A major consequence of rapid growth of the Internet and its increasing accessibility is that increasing numbers of organisations are recruiting and selecting applicants for jobs online. 18million people annually post their details on monster.com and vacancies are wide ranging across all sectors and not just in IT. Increasingly, companies using the Internet for advertising job vacancy information have the advantage of reaching a global audience. Applicants speed up the process of applying by submitting their CV online. Alliance and Leicester are a prime example of a company who accept CV’s online. Job seekers are increasingly expecting to find work through the Internet rather than by traditional means. (Bartram 1997) The internet is a simple and efficient method of storing and accessing the information. Firms are actually now using the Internet for actual selection and can conduct Internet interviews which are very useful for overseas applicants (Bartram 1997) Computer based testing can be done virtually (Anderson, 2003) Companies have the advantage of cutting costs, improving corporate image, reducing administration and shortening the recruitment cycle (Feldman and Klaus, 2002) Online assessment, referred to as E-assessment, provides organisations with the ability to test at any time and any place in the world with the added benefit of quick processing. BA are a prime example of a company who moved to internet and email recruitment where the number of applicants for their management programme was reduced from 12000 to 5000 (Mirrick, 2001) However, both companies and many candidates found that it created many problems. In terms of the company there can be numerous unsuitable applications, technical problems and not enough information about the job or the company itself shown. Candidates complain that there are not enough relevant jobs online and of the impersonal nature of the process, the slow feedback they receive and the concerns they have regarding the security of personal information. There is always the risk that they could be put off the job by people who think that the website is poor. Worryingly, the IRS Survey 2005 did not feel it led to better quality candidates and sometimes found that it reduced quality by up to 40%.
Other Selection Methods.
Less conventional methods such as physiognomy, phrenology, body language, graphology and astrology have been suggested as possible selection methods. There is little evidence to suggest that they can be used effectively. Thatcher (1997) suggests that 9% of small firms and only 5% of large firms in the UK use graphology as a selection method. However, Fowler (1990) suggested the extent of use of graphology is much higher in the UK that reports show as there is some reluctance on the part of organisations to admit that they are using graphology as selection tool. There are concerns about the quality of graphologists who can set themselves up with no training whatsoever.

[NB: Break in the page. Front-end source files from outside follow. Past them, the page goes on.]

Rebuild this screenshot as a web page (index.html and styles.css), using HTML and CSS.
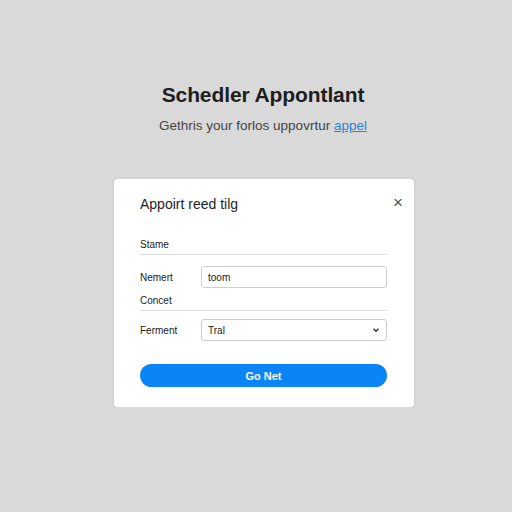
FILE: index.html
```html
<!DOCTYPE html>
<html lang="en">
<head>
  <meta charset="UTF-8">
  <meta name="viewport" content="width=device-width, initial-scale=1.0">
  <title>Schedler Appontlant</title>
  <link rel="stylesheet" href="styles.css">
</head>
<body>

  <div class="page">
    <div class="intro">
      <h1>Schedler Appontlant</h1>
      <p>Gethris your forlos uppovrtur <a href="#">appel</a></p>
    </div>

    <div class="card">
      <div class="card-header">
        <h2>Appoirt reed tilg</h2>
        <span class="close">&times;</span>
      </div>

      <div class="section">Stame</div>

      <div class="row">
        <label for="name">Nemert</label>
        <input type="text" id="name" value="toom">
      </div>

      <div class="section">Concet</div>

      <div class="row row-tight">
        <label for="type">Ferment</label>
        <div class="select">
          <span>Tral</span>
          <svg width="8" height="6" viewBox="0 0 8 6"><path d="M1.5 1.8 L4 4.3 L6.5 1.8" fill="none" stroke="#333" stroke-width="1.4"/></svg>
        </div>
      </div>

      <button class="submit">Go Net</button>
    </div>
  </div>

</body>
</html>
```

FILE: styles.css
```css
body {
  font-family: 'Liberation Sans', Arial, sans-serif;
  margin: 0;
  padding: 0;
  background-color: #d9d9d9;
}

.page {
  display: flex;
  flex-direction: column;
  align-items: center;
  padding-top: 83px;
  padding-left: 14px;
}

.intro {
  text-align: center;
}

.intro h1 {
  margin: 0;
  font-size: 21px;
  font-weight: bold;
  color: #1e1e1e;
  letter-spacing: -0.1px;
}

.intro p {
  margin: 11px 0 0;
  font-size: 13.5px;
  color: #444;
}

.intro a {
  color: #2a84d8;
}

.card {
  width: 300px;
  margin-top: 46px;
  margin-left: 2px;
  box-sizing: border-box;
  padding: 13px 27px 20px 26px;
  background: #fff;
  border-radius: 4px;
  box-shadow: 0 0 3px rgba(0, 0, 0, 0.08);
}

.card-header {
  display: flex;
  justify-content: space-between;
  align-items: center;
  margin-right: -16px;
}

.card-header h2 {
  margin: 4px 0 0;
  font-size: 14px;
  font-weight: normal;
  color: #1e1e1e;
}

.close {
  font-size: 17px;
  color: #555;
  line-height: 1;
}

.section {
  margin-top: 27px;
  padding-bottom: 4px;
  font-size: 10px;
  color: #222;
  border-bottom: 1px solid #ddd;
}

.section + .row {
  margin-top: 11px;
}

.section + .row-tight {
  margin-top: 8px;
}

.row + .section {
  margin-top: 7px;
}

.row {
  display: flex;
  align-items: center;
}

.row label {
  width: 61px;
  font-size: 10px;
  color: #222;
}

.row input, .select {
  flex: 1;
  height: 22px;
  box-sizing: border-box;
  padding: 0 6px;
  border: 1px solid #cfcfcf;
  border-radius: 3px;
  font-family: inherit;
  font-size: 10px;
  color: #222;
}

.select {
  display: flex;
  align-items: center;
  justify-content: space-between;
}

.submit {
  display: block;
  width: 100%;
  height: 23px;
  margin-top: 23px;
  border: none;
  border-radius: 12px;
  background: #0b84f5;
  color: #fff;
  font-family: inherit;
  font-size: 11px;
  font-weight: bold;
  cursor: pointer;
}
```
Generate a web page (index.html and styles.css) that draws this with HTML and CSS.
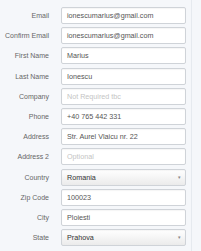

References are in most selection procedures, however the predictive accuracy is only 0.13 References are used to obtain the predictive information about candidates from previous employees, academic tutors or somebody who knows them. Despite the low predictive validity score, an IRS Survey (1991) found that they were used by 97% of organisations, coupled with interviews.
The newer assessment methods appear to offer significant benefits since they can improve objectivity and criterion related validity. However, as research into actual practices suggests, in reality, selection decisions continue to be dominated by more subjective approaches. (Anderson, 2003) Although it is possible to see that assessment centres have the highest Predictive Validity of 0.68 they are not the most used technique of selection. Interviews are most commonly used, followed by references. The actual result and validity of a selection method is in the hands of the user. Assessment centres are only valid if carried out properly. It is more likely that companies will use assessment centres in selecting employees for more senior positions, as the costs of doing so will be quite high. ‘Most significant decisions are made by judgement, rather than by a defined prescriptive model.’ (Bazerman 1994) While psychometric tests can potentially add valid information to the selection decision, it is clear that this will only occur if tests are used appropriately (Newell and Shackleton, 1993) It is essential to use a variety of selection methods, with regards to the job in question, in order to make the best predictions about future behaviour, so that decisions can be made to get the best candidate for the job.